Para Brahim Gali, esta foi a segunda traição da Espanha, que ao perder a guerra de independência na década de 1970, assinou um acordo com Marrocos e Mauritânia "cedendo" o direito sobre o território do Saara Ocidental. 

"Nós não nos intrometemos nos assuntos internos da Espanha (...) [O Estado espanhol] deve retificar e alinhar-se à legalidade internacional e com a responsabilidade histórica, moral e legal com a causa saaraui", disse o líder da Frente Polisário. 

Já em outubro de 1975, a Corte Internacional de Justiça (CIJ) sentenciou que não havia lastro legal para a anexação do Saara Ocidental pelo Marrocos e pela Mauritânia, que haviam promovido a ação na Corte de Haia.

Diante da derrota nos tribunais, o rei Hassan II, de Marrocos, iniciou a Marcha Verde sobre o Saara Ocidental, enviando 350 mil civis e militares para invadir e colonizar o território saaraui.


Expulsos de seu território desde 1975, os saarauis dependem de ajuda humanitária para viver nos acampamentos de refugiados levantados na região da cidade de Tindouf, Argélia / Michele de Mello / Brasil de Fato

Novos ataques

O 16º Congresso da Frente Polisário aconteceu dos dias 13 a 20 de janeiro, em Dajla, um dos cinco acampamentos de refugiados saarauis instalados na cidade de Tindouf, Argélia, sob o lema "intensificar a luta armada para expulsar o invasor e culminar a soberania". 

A política aprovada se fez valer no mesmo dia do encerramento do Congresso. Na última sexta-feira (20), o Exército Popular de Libertação Saaraui (EPLS) informou que bombardeou as forças marroquinas na região de Al Mahbas, no Saara Ocidental. 

A Frente Popular de Libertação de Saguía el Hamra e Rio do Ouro (Polisário) foi criada em 1973, inspirada no Movimento de Países não Alinhados (MNOAL). O objetivo foi unificar movimentos e partidos políticos saarauis em um único instrumento político em torno da luta pela independência da Espanha.

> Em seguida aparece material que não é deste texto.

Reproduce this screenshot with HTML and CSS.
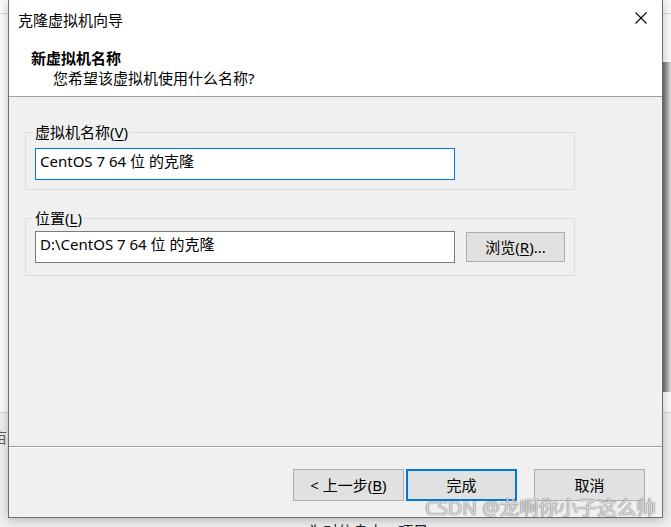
FILE: index.html
```html
<!DOCTYPE html>
<html lang="zh-CN">
<head>
<meta charset="utf-8">
<title>克隆虚拟机向导</title>
<link rel="stylesheet" href="styles.css">
</head>
<body>
<div class="desktop">
  <div class="bg-line bg-line-top"></div>
  <div class="bg-line bg-line-mid"></div>
  <div class="bg-shadow-right"></div>
  <span class="bg-char">亩</span>
  <div class="bg-text">一&nbsp;&nbsp;&nbsp;一&nbsp;&nbsp;&nbsp;为对信息中一项目</div>

  <div class="dialog">
    <div class="titlebar">
      <span class="title">克隆虚拟机向导</span>
      <svg class="close" width="12" height="12" viewBox="0 0 12 12"><path d="M0.5 0.5 L11.5 11.5 M11.5 0.5 L0.5 11.5" stroke="#000" stroke-width="1.1" fill="none"/></svg>
    </div>
    <div class="header">
      <div class="h-title">新虚拟机名称</div>
      <div class="h-sub">您希望该虚拟机使用什么名称?</div>
    </div>
    <div class="content">
      <div class="group group-name">
        <span class="group-label">虚拟机名称(<u>V</u>)</span>
        <div class="input input-focus">CentOS 7 64 位 的克隆</div>
      </div>
      <div class="group group-loc">
        <span class="group-label">位置(<u>L</u>)</span>
        <div class="row">
          <div class="input">D:\CentOS 7 64 位 的克隆</div>
          <div class="btn btn-browse">浏览(<u>R</u>)...</div>
        </div>
      </div>
    </div>
    <div class="footer">
      <div class="btn btn-back">&lt; 上一步(<u>B</u>)</div>
      <div class="btn btn-finish">完成</div>
      <div class="btn btn-cancel">取消</div>
    </div>
  </div>

  <div class="watermark">CSDN @龙啊你小子这么帅</div>
</div>
</body>
</html>
```
FILE: styles.css
```css
html, body {
  margin: 0;
  padding: 0;
}
body {
  width: 671px;
  height: 527px;
  overflow: hidden;
  background: #f7f7f7;
  font-family: "Noto Sans", "Noto Sans CJK SC", sans-serif;
  font-size: 15px;
  color: #000;
}
.desktop {
  position: relative;
  width: 671px;
  height: 527px;
  overflow: hidden;
  background: linear-gradient(to bottom, #fbfbfb 0, #fbfbfb 412px, #f0f0f0 413px);
}
.bg-line {
  position: absolute;
  left: 0;
  right: 0;
  height: 1px;
  background: #d9d9d9;
}
.bg-line-top { top: 13px; }
.bg-line-mid { top: 412px; }
.bg-shadow-right {
  position: absolute;
  left: 663px;
  top: 62px;
  width: 8px;
  height: 330px;
  background: linear-gradient(to right, #6a6a6a, #b0b0b0 60%, #dedede);
}
.bg-char {
  position: absolute;
  left: -8px;
  top: 427px;
  line-height: 20px;
  color: #6a5a4a;
  font-family: "Noto Sans CJK SC", sans-serif;
}
.bg-text {
  position: absolute;
  left: 258px;
  top: 521px;
  line-height: 20px;
  font-family: "Noto Sans CJK SC", sans-serif;
  color: #222;
}
.dialog {
  position: absolute;
  left: 8px;
  top: 0;
  width: 655px;
  height: 518px;
  box-sizing: border-box;
  border: 1px solid #6f6f6f;
  border-top: none;
  background: #f0f0f0;
  display: flex;
  flex-direction: column;
  box-shadow: 0 2px 10px rgba(0,0,0,0.25);
}
.titlebar {
  height: 40px;
  flex: none;
  background: #fff;
  display: flex;
  align-items: center;
  justify-content: space-between;
  padding: 0 15px 0 9px;
}
.title {
  line-height: 20px;
}
.close {
  display: block;
  margin-top: -4px;
}
.header {
  flex: none;
  background: #fff;
  padding: 8px 0 8px;
  border-bottom: 1px solid #a0a0a0;
}
.h-title {
  padding-left: 22px;
  line-height: 20px;
  font-weight: bold;
}
.h-sub {
  padding-left: 44px;
  line-height: 20px;
}
.content {
  flex: 1;
  display: flex;
  flex-direction: column;
}
.group {
  position: relative;
  margin-left: 16px;
  width: 550px;
  box-sizing: border-box;
  border: 1px solid #dcdcdc;
  padding-left: 9px;
}
.group-name {
  margin-top: 35px;
  padding-top: 15px;
  padding-bottom: 9px;
}
.group-loc {
  margin-top: 28px;
  padding-top: 12px;
  padding-bottom: 12px;
}
.group-label {
  position: absolute;
  left: 7px;
  top: -11px;
  padding: 0 2px;
  line-height: 20px;
  background: #f0f0f0;
}
u {
  text-decoration-thickness: 1px;
  text-underline-offset: 2px;
}
.row {
  display: flex;
  align-items: center;
}
.input {
  width: 420px;
  height: 32px;
  box-sizing: border-box;
  background: #fff;
  border: 1px solid #7a7a7a;
  padding-left: 4px;
  line-height: 24px;
  white-space: nowrap;
}
.input-focus {
  border-color: #0078d7;
}
.btn {
  box-sizing: border-box;
  width: 111px;
  height: 32px;
  background: #e1e1e1;
  border: 1px solid #adadad;
  display: flex;
  align-items: center;
  justify-content: center;
  line-height: 20px;
  white-space: nowrap;
}
.btn-browse {
  width: 99px;
  height: 30px;
  margin-left: 11px;
}
.footer {
  flex: none;
  height: 71px;
  box-sizing: border-box;
  border-top: 1px solid #a0a0a0;
  box-shadow: inset 0 1px 0 #fff;
  padding: 22px 17px 0 0;
  display: flex;
  justify-content: flex-end;
  align-items: flex-start;
}
.btn-finish {
  margin-left: 2px;
  border: 2px solid #0078d7;
}
.btn-cancel {
  margin-left: 17px;
}
.watermark {
  position: absolute;
  left: 425px;
  top: 496px;
  line-height: 24px;
  font-size: 19.5px;
  font-family: "Noto Sans", "Noto Sans CJK SC", sans-serif;
  color: rgba(250,250,250,0.8);
  text-shadow: 0 0 1px rgba(90,90,90,0.9), 0 0 1px rgba(90,90,90,0.8);
  white-space: nowrap;
}
```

Ao proclamar a República Árabe Saaraui Democrática, em 27 de fevereiro de 1976, a Frente instalou um governo no exílio na cidade de Tindouf, na Argélia próxima à fronteira com a Mauritânia e o Saara Ocidental.


Cerca de 1/3 dos delegados do 16º Congresso da Frente Polisário eram militares do Exército de Libertação Saaraui / Michele de Mello / Brasil de Fato

Já no discurso de abertura do 16º Congresso, realizado na última semana, o presidente da RASD, Brahim Ghali, deixou claro que a prioridade para o próximo é reforçar o Exército, reiterando que os saarauis estão comprometidos com a paz, mas a guerra lhes foi imposta.

"A função prioritária é fortalecer o Exército Popular de Libertação Saaraui, dar-lhe os recursos humanos e materiais necessários. A potência ocupante usa as armas mais avançadas do mundo para atacar civis saarauis e os países vizinhos", declarou ainda no dia 13 de janeiro, fazendo referência à cooperação entre Marrocos e Israel em matéria de defesa e inteligência, com o software israelense de espionagem Pegasus

:: Artigo | Pegasus: Espionagem cibernética, NSO e o governo israelense ::

Além disso, o reino do Marrocos construiu, com assessoria de Tel Aviv, um muro de 2,7 mil km, com bases a cada 2km, vigiado por mais de 150 mil soldados marroquinos. Há cerca de 10 milhões de minas em toda a construção para repelir qualquer aproximação da fronteira. Anualmente há saarauis mortos e mutilados pela explosão de minas marroquinas dentro da zona do território liberado.

Enquanto o Marrocos recebe apoio tácito dos Estados Unidos, França e Israel, a República Saarauai tem respaldo militar da Argélia, África do Sul e Irã.

No último sábado (21), a subsecretária de Estado dos EUA para Organizações Internacionais, Michele Sison, visitou pela primeira vez a Argélia e o Marrocos. Em comunicado, o Departamento de Estado dos EUA declarou que um dos objetivos da viagem de Sison é trabalhar para incluir as duas nações no Conselho de Direitos Humanos da ONU e, para isso, deixou claro o apoio de Washington à Missão de Paz das Nações Unidas para atender o povo saarauí (MINUSRO). Os Estados Unidos declararam que defendem a proposta de Marrocos para a resolução do conflito saaraui.